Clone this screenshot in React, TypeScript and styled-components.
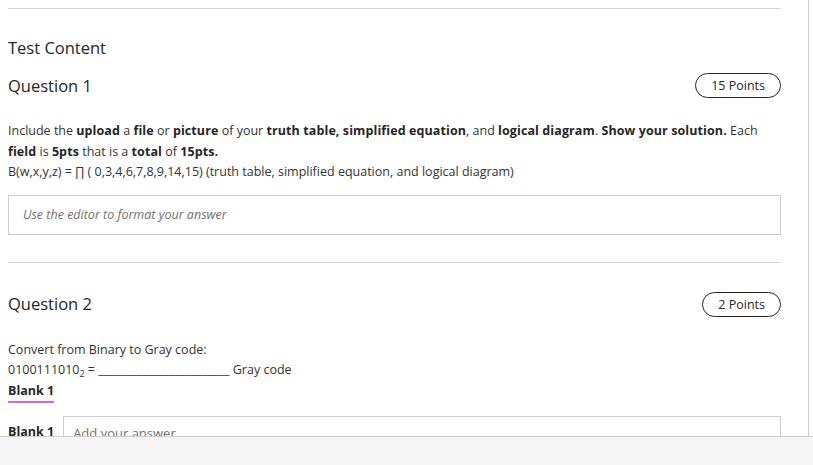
import React from "react";
import styled, { createGlobalStyle } from "styled-components";

const GlobalStyle = createGlobalStyle`
  html, body { margin: 0; padding: 0; background: #ffffff; }
  body {
    font-family: "Open Sans", "Noto Sans", "Liberation Sans", sans-serif;
    color: #262626;
    overflow: hidden;
  }
  * { box-sizing: border-box; }
`;

const Page = styled.div`
  width: 809px;
  min-height: 465px;
  border-right: 1px solid #cdcdcd;
  padding: 8px 27px 40px 8px;
`;

const Rule = styled.div<{ $top?: number }>`
  border-top: 1px solid #d6d6d6;
  margin-top: ${(p) => p.$top ?? 0}px;
`;

const SectionTitle = styled.h2`
  margin: 28px 0 0;
  font-size: 16.5px;
  font-weight: 400;
  line-height: 22px;
  color: #262626;
`;

const QuestionHeader = styled.div<{ $top: number }>`
  display: flex;
  align-items: center;
  justify-content: space-between;
  margin-top: ${(p) => p.$top}px;
`;

const QuestionTitle = styled.h3`
  margin: 0;
  font-size: 16.5px;
  font-weight: 400;
  line-height: 22px;
  color: #262626;
`;

const Badge = styled.span`
  display: inline-flex;
  align-items: center;
  justify-content: center;
  height: 25px;
  padding: 0 15px;
  border: 1px solid #262626;
  border-radius: 13px;
  font-size: 12.5px;
  font-weight: 500;
  color: #262626;
`;

const Body = styled.div<{ $top: number }>`
  margin-top: ${(p) => p.$top}px;
  font-size: 12.5px;
  line-height: 20.5px;
  color: #333333;
`;

const Para = styled.p`
  margin: 0;
  b { font-weight: 700; color: #262626; letter-spacing: 0.1px; }
  sub { font-size: 0.7em; line-height: 0; vertical-align: -0.3em; }
`;

const Editor = styled.div`
  margin-top: 12px;
  height: 40px;
  border: 1px solid #cdcdcd;
  display: flex;
  align-items: center;
  padding: 0 14px;
  font-size: 12.5px;
  font-style: italic;
  color: #6f6f6f;
`;

const BlankLabel = styled.div`
  display: inline-block;
  font-weight: 700;
  color: #262626;
  border-bottom: 2px solid #c86dd7;
  line-height: 19px;
  padding-bottom: 1px;
`;

const AnswerRow = styled.div`
  display: flex;
  align-items: flex-start;
  gap: 9px;
  margin-top: 13px;
`;

const AnswerLabel = styled.span`
  font-weight: 700;
  font-size: 12.5px;
  color: #262626;
  line-height: 20px;
  padding-top: 6px;
`;

const AnswerInput = styled.div`
  flex: 1;
  height: 40px;
  border: 1px solid #cdcdcd;
  padding: 6px 9px;
  font-size: 13px;
  color: #6f6f6f;
`;

const Footer = styled.div`
  position: fixed;
  left: 0;
  right: 0;
  bottom: 0;
  height: 29px;
  background: #f6f6f6;
  border-top: 1px solid #cdcdcd;
`;

export default function App() {
  return (
    <>
      <GlobalStyle />
      <Page>
        <Rule />
        <SectionTitle>Test Content</SectionTitle>
        <QuestionHeader $top={14}>
          <QuestionTitle>Question 1</QuestionTitle>
          <Badge>15 Points</Badge>
        </QuestionHeader>
        <Body $top={23}>
          <Para>
            Include the <b>upload</b> a <b>file</b> or <b>picture</b> of your{" "}
            <b>truth table, simplified equation</b>, and <b>logical diagram</b>.{" "}
            <b>Show your solution.</b> Each <b>field</b> is <b>5pts</b> that is a{" "}
            <b>total</b> of <b>15pts.</b>
          </Para>
          <Para>
            B(w,x,y,z) = ∏ ( 0,3,4,6,7,8,9,14,15) (truth table, simplified equation, and
            logical diagram)
          </Para>
        </Body>
        <Editor>Use the editor to format your answer</Editor>
        <Rule $top={27} />
        <QuestionHeader $top={29}>
          <QuestionTitle>Question 2</QuestionTitle>
          <Badge>2 Points</Badge>
        </QuestionHeader>
        <Body $top={23}>
          <Para>Convert from Binary to Gray code:</Para>
          <Para>
            0100111010<sub>2</sub> = ________________________ Gray code
          </Para>
          <BlankLabel>Blank 1</BlankLabel>
          <AnswerRow>
            <AnswerLabel>Blank 1</AnswerLabel>
            <AnswerInput>Add your answer</AnswerInput>
          </AnswerRow>
        </Body>
      </Page>
      <Footer />
    </>
  );
}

◆ Written problem
Reply with the number of lines in the material above that contain "React", and nothing more.

◆ Answer in full
2